Nous sommes en 1718, à Paris. Un incendie a ravagé le quartier de Notre-Dame et le jeune marchand d'art Edme-François Gersaint est dévasté : sa boutique est partie en fumée.


Il doit vite relancer ses affaires. Alors il réunit ce qui lui reste de capital, et rachète le fonds de commerce d'une galerie située sur le Petit-Pont, baptisée Au Grand Monarque. 


Et maintenant, il doit faire rentrer de l'argent au plus vite : il lui faut un ROI miraculeux.... et un bon coup de pub.


C'est alors qu'intervient son ami le peintre Antoine Watteau, très en vogue à la Cour. 


Watteau est résolu à aider Gersaint. Parler de lui ici et là ne suffira pas : il faut faire le buzz.


L'artiste projette de peindre une toile de 3 mètres de large qui, exposée dans la rue, servira d'enseigne à la boutique de son ami.


Il va même plus loin : l'oeuvre représentera l'intérieur de la galerie. On y verra des tableaux, admirés - preuve sociale oblige - par des aristocrates avec perruques poudrées et robes de satin.


Mais Watteau est lucide : il n'y a pas là de quoi affoler les réseaux sociaux. Il faut rendre l'œuvre plus originale. Unique. Magique.


C'est là que l'artiste se fait illusionniste.


Puisque la toile sera exposée dans la rue, les gens qui la verront seront à l'extérieur. L'idéal serait d'adopter leur point de vue, en peignant la boutique depuis la chaussée. Mais comment alors en montrer l'intérieur ?


Réponse : en rendant la façade totalement transparente. On aura l'impression de voir à travers la pierre.


Watteau vient d'inventer les effets spéciaux. Et la toile, peinte en quelques jours, tient ses promesses.


Au premier plan : les pavés du Petit-Pont (sans trottoir à l'époque), un chien et une botte de foin. C'est l'extérieur.

Derrière : la galerie, les tableaux, les clients et les employés. C'est l'intérieur.

Et entre les deux, une femme qui franchit le seuil de la boutique.


Jamais on n'avait vu une telle œuvre. Pendant quinze jours, elle est exposée sur la devanture du Grand Monarque. L'Enseigne devient une attraction : on se presse pour admirer le prodige du mur invisible... et les clients affluent.

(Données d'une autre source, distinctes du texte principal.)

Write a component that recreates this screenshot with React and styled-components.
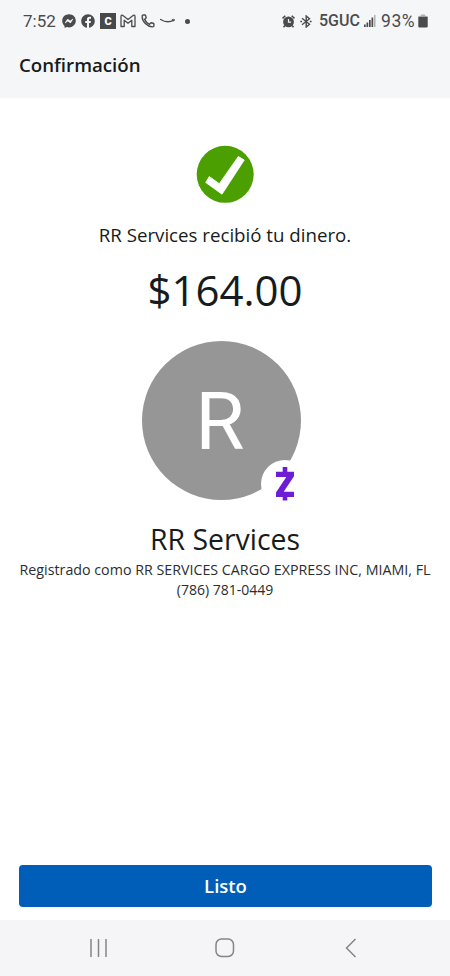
import styled, { createGlobalStyle } from "styled-components";
import { FaFacebookMessenger, FaFacebook } from "react-icons/fa";

const GlobalStyle = createGlobalStyle`
  * {
    box-sizing: border-box;
  }
  body {
    margin: 0;
    background-color: #fff;
  }
`;

const Screen = styled.div`
  display: flex;
  flex-direction: column;
  width: 450px;
  height: 976px;
  overflow: hidden;
  background-color: #fff;
  color: #161b20;
  font-family: "Open Sans", sans-serif;
`;

const TopArea = styled.header`
  height: 98px;
  background-color: #f5f6f8;
`;

const StatusBar = styled.div`
  display: flex;
  justify-content: space-between;
  height: 42px;
  padding: 0 22px 0 23px;
  color: #4a4b4d;
  font-family: Roboto, sans-serif;
`;

const StatusGroup = styled.div`
  display: flex;
  align-items: center;
`;

const StatusText = styled.span`
  font-size: ${(props) => props.$size || 17}px;
  font-weight: ${(props) => props.$weight || 400};
  letter-spacing: ${(props) => props.$spacing || 0}px;
  line-height: ${(props) => props.$line || 20}px;
  white-space: nowrap;
  width: ${(props) => props.$width}px;
  margin-right: ${(props) => props.$gap || 0}px;
`;

const StatusIcon = styled.span`
  display: flex;
  flex: none;
  width: ${(props) => props.$width}px;
  margin-right: ${(props) => props.$gap || 0}px;

  svg {
    display: block;
  }
`;

const AppBadge = styled.span`
  display: flex;
  align-items: center;
  justify-content: center;
  width: 16px;
  height: 16px;
  margin-right: 4px;
  background-color: #48494b;
  color: #fff;
  font-size: 11px;
  font-weight: 900;
`;

const Dot = styled.span`
  width: 5px;
  height: 5px;
  border-radius: 50%;
  background-color: #4a4b4d;
`;

const Title = styled.h1`
  margin: 0;
  padding: 10px 0 0 19px;
  font-size: 18.7px;
  font-weight: 600;
  line-height: 26px;
`;

const Content = styled.main`
  display: flex;
  flex: 1;
  flex-direction: column;
  align-items: center;
  padding-top: 47px;
`;

const Message = styled.p`
  margin: 19px 0 0;
  font-size: 18.7px;
  line-height: 26px;
`;

const Amount = styled.p`
  margin: 14px 0 0;
  font-size: 42px;
  line-height: 56px;
`;

const Avatar = styled.div`
  position: relative;
  display: flex;
  align-items: center;
  justify-content: center;
  width: 159px;
  height: 159px;
  margin: 23px 8px 0 0;
  padding: 2px 2px 0 0;
  border-radius: 50%;
  background-color: #969696;
  color: #fff;
  font-family: Roboto, sans-serif;
  font-size: 80px;
`;

const ZelleBadge = styled.div`
  position: absolute;
  right: -8px;
  bottom: -8px;
  display: flex;
  align-items: center;
  justify-content: center;
  width: 48px;
  height: 48px;
  border-radius: 50%;
  background-color: #fff;
`;

const Name = styled.h2`
  margin: 19px 0 1px;
  font-size: 28.4px;
  font-weight: 400;
  line-height: 40px;
`;

const Detail = styled.p`
  margin: 0;
  color: #2a2d31;
  font-size: ${(props) => props.$size || 14}px;
  line-height: 20px;
  white-space: nowrap;
`;

const DoneButton = styled.button`
  height: 42px;
  margin: 0 18px 13px 19px;
  padding-bottom: 3px;
  border: 0;
  border-radius: 4px;
  background-color: #005eb8;
  color: #fff;
  font-family: inherit;
  font-size: 18.5px;
  font-weight: 600;
`;

const NavBar = styled.nav`
  display: grid;
  grid-template-columns: 126px 130px 12px;
  align-items: center;
  height: 56px;
  padding-left: 89px;
  background-color: #f5f5f7;
`;

const GmailIcon = () => (
  <svg width="16" height="14" viewBox="0 0 16 14" fill="none" stroke="currentColor" strokeWidth="1.3" strokeLinejoin="round">
    <path d="M1 12.5V2.5Q1 .8 2.6 1.3L8 5.5l5.4-4.2Q15 .8 15 2.5v10h-3.2V6.2L8 9.2l-3.8-3v6.3Z" />
  </svg>
);

const PhoneIcon = () => (
  <svg width="14" height="14" viewBox="0 0 14 14" fill="none" stroke="currentColor" strokeWidth="1.4" strokeLinejoin="round">
    <path d="M1.2 2.4Q1.1 1 2.5 1h1.3q.7 0 .9.8l.5 2-1.6 1.6q1.5 3.3 4.8 4.9L10 8.7l2.1.5q.8.2.8.9v1.4q0 1.5-1.5 1.4Q7.5 12.7 4.3 9.5T1.2 2.4Z" />
  </svg>
);

const SmileIcon = () => (
  <svg width="16" height="8" viewBox="0 0 16 8" fill="none" stroke="currentColor" strokeLinecap="round">
    <path d="M.7 2.5Q7 6.6 13.5 3.4" strokeWidth="1.4" />
    <path d="M12.2 2.5q2-.5 2.3 0t-.5 1.5" strokeWidth=".9" />
  </svg>
);

const AlarmIcon = () => (
  <svg width="13" height="13" viewBox="0 0 13 13">
    <path d="M.5 3.4 3.3.8M12.5 3.4 9.7.8M3 10.5 1.500 12.300M10 10.500l1.500 1.800" stroke="currentColor" strokeWidth="1.5" />
    <circle cx="6.5" cy="6.9" r="5.4" fill="currentColor" />
    <path d="M6.5 4v3.2h2.6" fill="none" stroke="#f5f6f8" strokeWidth="1.2" />
  </svg>
);

const BluetoothIcon = () => (
  <svg width="12" height="13" viewBox="0 0 12 13" fill="none" stroke="currentColor" strokeWidth="1.4">
    <path d="m2 3.2 7.500 6L6.200 12V1l3.300 2.800L2 9.800" />
    <path d="M.3 6.500h1.800M9.800 6.500h1.800" strokeWidth="1.7" />
  </svg>
);

const SignalIcon = () => (
  <svg width="12" height="13" viewBox="0 0 12 13" fill="currentColor">
    <path d="M0 9.500h1.700V12H0zM2.500 7.500h1.700V12H2.500zM5 5h1.700v7H5zM7.500 2.500h1.700V12H7.500z" />
    <path d="M10 0h1.500v12H10z" opacity=".4" />
  </svg>
);

const BatteryIcon = () => (
  <svg width="10" height="14" viewBox="0 0 10 14" fill="currentColor">
    <path d="M3 .5h4v1.300h1.500q1 0 1 1H.5q0-1 1-1H3z" opacity=".4" />
    <path d="M.3 2.800h9.400v9.400q0 1.300-1.300 1.300H1.600Q.3 13.500.3 12.200z" />
  </svg>
);

const CheckIcon = () => (
  <svg width="58" height="58" viewBox="0 0 58 58">
    <circle cx="29.2" cy="29.3" r="28.5" fill="#4b9f00" />
    <path
      d="M9.700 37.500 13.300 31.500l10 7.200L42.300 11.500l6 3.500L26 49.200Z"
      fill="#fff"
      stroke="#fff"
      strokeWidth=".8"
      strokeLinejoin="round"
    />
  </svg>
);

const ZelleIcon = () => (
  <svg width="20" height="34" viewBox="0 0 20 34" fill="#6d1ed4">
    <path d="M1 4.700h18v4.500L8.700 24.700H19V30H1v-4.500L11.300 10H1z" />
    <path d="M7.700 0h4.600v5H7.700zM7.700 29.500h4.600v4H7.700z" />
  </svg>
);

const RecentsIcon = () => (
  <svg width="20" height="20" viewBox="0 0 20 20" stroke="#858589" strokeWidth="1.5">
    <path d="M2 1v18M9.500 1v18M17 1v18" />
  </svg>
);

const HomeIcon = () => (
  <svg width="20" height="20" viewBox="0 0 20 20" fill="none" stroke="#858589" strokeWidth="1.5">
    <rect x="1" y="1" width="17.5" height="17.5" rx="5.5" />
  </svg>
);

const BackIcon = () => (
  <svg width="12" height="20" viewBox="0 0 12 20" fill="none" stroke="#858589" strokeWidth="1.5">
    <path d="M10.500 1 1.500 10l9 9" />
  </svg>
);

const App = () => {
  return (
    <>
      <GlobalStyle />
      <Screen>
        <TopArea>
          <StatusBar>
            <StatusGroup>
              <StatusText $width={32} $gap={7}>7:52</StatusText>
              <StatusIcon $width={14} $gap={5}>
                <FaFacebookMessenger size={14} />
              </StatusIcon>
              <StatusIcon $width={14} $gap={5}>
                <FaFacebook size={14} />
              </StatusIcon>
              <AppBadge>C</AppBadge>
              <StatusIcon $width={16} $gap={5}>
                <GmailIcon />
              </StatusIcon>
              <StatusIcon $width={14} $gap={5}>
                <PhoneIcon />
              </StatusIcon>
              <StatusIcon $width={16} $gap={9}>
                <SmileIcon />
              </StatusIcon>
              <Dot />
            </StatusGroup>
            <StatusGroup>
              <StatusIcon $width={13} $gap={5}>
                <AlarmIcon />
              </StatusIcon>
              <StatusIcon $width={12} $gap={7}>
                <BluetoothIcon />
              </StatusIcon>
              <StatusText $size={16} $weight={500} $line={22} $width={40} $gap={5}>5GUC</StatusText>
              <StatusIcon $width={12} $gap={5}>
                <SignalIcon />
              </StatusIcon>
              <StatusText $size={17.5} $spacing={0.6} $width={35} $gap={2}>93%</StatusText>
              <StatusIcon $width={10}>
                <BatteryIcon />
              </StatusIcon>
            </StatusGroup>
          </StatusBar>
          <Title>Confirmación</Title>
        </TopArea>
        <Content>
          <CheckIcon />
          <Message>RR Services recibió tu dinero.</Message>
          <Amount>$164.00</Amount>
          <Avatar>
            R
            <ZelleBadge>
              <ZelleIcon />
            </ZelleBadge>
          </Avatar>
          <Name>RR Services</Name>
          <Detail $size={14.25}>Registrado como RR SERVICES CARGO EXPRESS INC, MIAMI, FL</Detail>
          <Detail>(786) 781-0449</Detail>
        </Content>
        <DoneButton>Listo</DoneButton>
        <NavBar>
          <RecentsIcon />
          <HomeIcon />
          <BackIcon />
        </NavBar>
      </Screen>
    </>
  );
};

export default App;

Watteau avait du talent. Mais surtout, il a eu une idée. Simple, mais originale. Exécutée avec une palette et quelques pinceaux.


A l'heure de l'IA, du digital et de la robotique, nous pourrions oublier qu'à l'origine de toute véritable innovation, il y a juste ça : une idée.

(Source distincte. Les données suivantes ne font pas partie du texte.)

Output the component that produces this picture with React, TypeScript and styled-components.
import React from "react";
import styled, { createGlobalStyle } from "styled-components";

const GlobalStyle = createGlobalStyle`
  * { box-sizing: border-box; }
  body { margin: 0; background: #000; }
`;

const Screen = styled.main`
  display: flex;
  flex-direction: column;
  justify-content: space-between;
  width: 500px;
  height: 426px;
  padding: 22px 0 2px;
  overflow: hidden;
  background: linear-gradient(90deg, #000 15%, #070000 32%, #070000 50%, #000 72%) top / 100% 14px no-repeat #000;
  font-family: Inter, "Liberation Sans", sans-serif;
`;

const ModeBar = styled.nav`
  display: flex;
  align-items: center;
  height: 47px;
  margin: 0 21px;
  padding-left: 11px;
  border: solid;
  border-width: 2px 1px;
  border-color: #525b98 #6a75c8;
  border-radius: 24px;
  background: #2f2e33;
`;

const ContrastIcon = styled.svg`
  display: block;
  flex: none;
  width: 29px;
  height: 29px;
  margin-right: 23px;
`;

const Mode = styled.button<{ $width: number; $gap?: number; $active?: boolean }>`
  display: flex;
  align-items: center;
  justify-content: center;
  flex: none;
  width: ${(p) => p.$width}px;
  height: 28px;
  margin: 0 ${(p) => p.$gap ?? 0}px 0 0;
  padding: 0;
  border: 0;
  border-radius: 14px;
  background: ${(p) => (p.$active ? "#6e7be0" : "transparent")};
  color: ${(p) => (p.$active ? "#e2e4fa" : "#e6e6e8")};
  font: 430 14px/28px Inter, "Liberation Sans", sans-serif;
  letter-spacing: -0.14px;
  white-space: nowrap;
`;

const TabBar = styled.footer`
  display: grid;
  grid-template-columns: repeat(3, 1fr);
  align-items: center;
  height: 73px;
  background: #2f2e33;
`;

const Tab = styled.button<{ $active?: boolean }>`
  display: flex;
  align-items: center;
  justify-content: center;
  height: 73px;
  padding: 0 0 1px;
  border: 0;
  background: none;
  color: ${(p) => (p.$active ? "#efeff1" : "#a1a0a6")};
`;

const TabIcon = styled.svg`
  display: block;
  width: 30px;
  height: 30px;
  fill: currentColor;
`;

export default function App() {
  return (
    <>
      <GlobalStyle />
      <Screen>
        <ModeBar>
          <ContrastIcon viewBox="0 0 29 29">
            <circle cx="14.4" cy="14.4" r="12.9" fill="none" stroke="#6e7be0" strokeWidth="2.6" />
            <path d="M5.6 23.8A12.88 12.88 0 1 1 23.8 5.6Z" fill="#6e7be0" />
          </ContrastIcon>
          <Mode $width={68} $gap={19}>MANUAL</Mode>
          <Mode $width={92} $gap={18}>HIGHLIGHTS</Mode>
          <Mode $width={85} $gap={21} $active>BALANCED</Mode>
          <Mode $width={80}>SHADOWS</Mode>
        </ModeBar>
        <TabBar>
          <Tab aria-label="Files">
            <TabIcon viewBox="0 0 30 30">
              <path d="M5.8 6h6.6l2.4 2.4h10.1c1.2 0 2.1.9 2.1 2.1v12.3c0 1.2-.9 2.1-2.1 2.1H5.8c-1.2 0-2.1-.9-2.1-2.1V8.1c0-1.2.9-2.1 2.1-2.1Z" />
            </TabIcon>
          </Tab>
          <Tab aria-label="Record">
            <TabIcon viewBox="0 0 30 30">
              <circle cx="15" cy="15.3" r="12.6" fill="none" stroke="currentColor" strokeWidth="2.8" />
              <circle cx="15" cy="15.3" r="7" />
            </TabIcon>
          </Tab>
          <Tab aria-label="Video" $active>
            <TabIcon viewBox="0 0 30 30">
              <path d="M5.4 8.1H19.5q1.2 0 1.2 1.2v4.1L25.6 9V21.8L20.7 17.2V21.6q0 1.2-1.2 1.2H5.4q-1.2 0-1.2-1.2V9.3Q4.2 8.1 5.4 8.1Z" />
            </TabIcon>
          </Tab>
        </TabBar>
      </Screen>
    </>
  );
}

Mettre de la technologie partout pour se prévaloir d'un caractère innovant, c'est confondre la fin et les moyens.


Car c'est dans notre capacité toute humaine à inventer et à imaginer que naissent les meilleurs projets. Les outils ne sont qu'une aide à leur mise en œuvre.


N'oublions jamais que rien ne vaut une idée simple... et élégante. Comme l'Enseigne de Gersaint.